Het brein – weet ik sinds ik bepaalde podcasts beluister – is de hele dag bezig onze impulsen te regelen. Een stop-go-systeem zet je aan tot activiteit als er iets moet gebeuren, als je bijvoorbeeld de telefoon moet opnemen; of tot inactiviteit als je je in moet houden, als je in een stiltecoupé juist níet moet opnemen. De basal ganglia, zo stel ik mij voor, vormen ons verkeerslicht, en dat van mij staat vaak op oranje. Omdat ik een twijfelaar ben.
De leukste scène in de film The worst person in the world is die waarin de tijd even stilstaat voor hoofdpersoon Julie. Ze loopt de keuken binnen waar haar vriend Aksel vraagt of ze koffie wil. Dan lijkt hij ineens te bevriezen, samen met de koffie die hij uitschenkt. Je ziet Julie kijken, zich bedenken, omdraaien en weglopen. Ze rent door een stilstaand Oslo, langs mensen in pauzestand, naar een bar waar ze Eivind treft, die ze de vorige avond ontmoet heeft en bij wie ze misschien liever wil zijn dan bij Aksel. Dan keert ze terug naar het achtergebleven moment in de keuken.
Binnen die opengespleten seconde rondt Julie haar twijfelwerk af en neemt ze haar grote beslissing. Het alternatieve scenario zou zijn dat Julie blijft nadenken, wikken, wegen en mijmeren, terwijl haar vriend de ene na de andere koffie inschenkt, er jaren voorbijgaan, de tijd in Oslo blijft doorlopen en Julie (samen met Aksel) ouder wordt.

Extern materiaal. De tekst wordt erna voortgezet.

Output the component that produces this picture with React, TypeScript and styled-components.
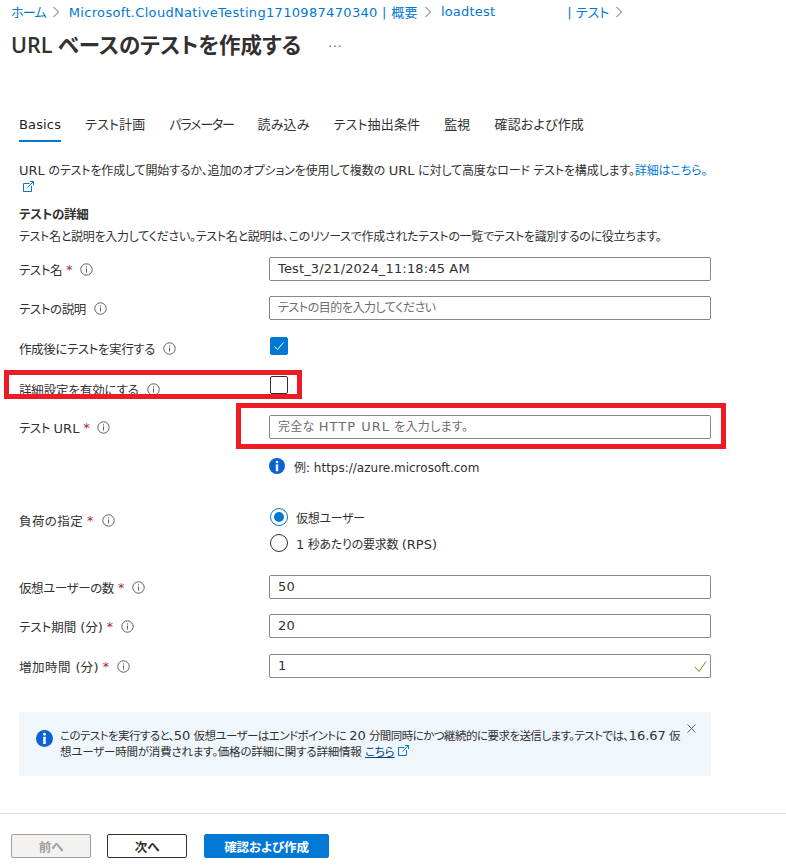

In de Volkskrant schetst Arnon Grunberg zijn verblijf in het zuiden van Vermont: hoe zijn gezelschap op een boerderij met gepensioneerde dieren luistert naar een bandje, samen met tientallen andere bezoekers, en hoe het lijkt alsof hij al jaren in Brattleboro woont – wat misschien ook zo is. ‘De niet-geleefde levens zijn reëel,’ schrijft Grunberg. Ja, denk ik, dat klopt, ik haal opgelucht adem. Erkenning voor dromers.
En graag meteen ook voor twijfelaars. Meer ruimte in het fictieve en het openbare leven. Die overvloed aan meningen – er moet juist meer getwijfeld worden.
Emil Cioran schrijft in zijn essay De antiprofeet over onze voorliefde ‘om te verkondigen’: ‘In ieder mens sluimert een profeet, en wanneer deze ontwaakt, is er een beetje meer kwaad in de wereld.’ Cioran gaat tekeer tegen mensen die alles zeker weten en hun mening ventileren. Wat hij zelf natuurlijk ook doet.
De ander kan gelijk hebben – zo vatte de filosoof Hans-Georg Gadamer zijn eigen filosofie samen.
Je kunt blijven mijmeren terwijl Oslo doorleeft. Je kunt je proberen voor te stellen dat de ander gelijk heeft. Of, zoals Sybren Polet zei: ‘bij twijfel het zekere voor het onzekere nemen en blijven twijfelen.’
[Iedere eerste van de maand verstuur ik een twijfelbrief. Dit was de eerste.]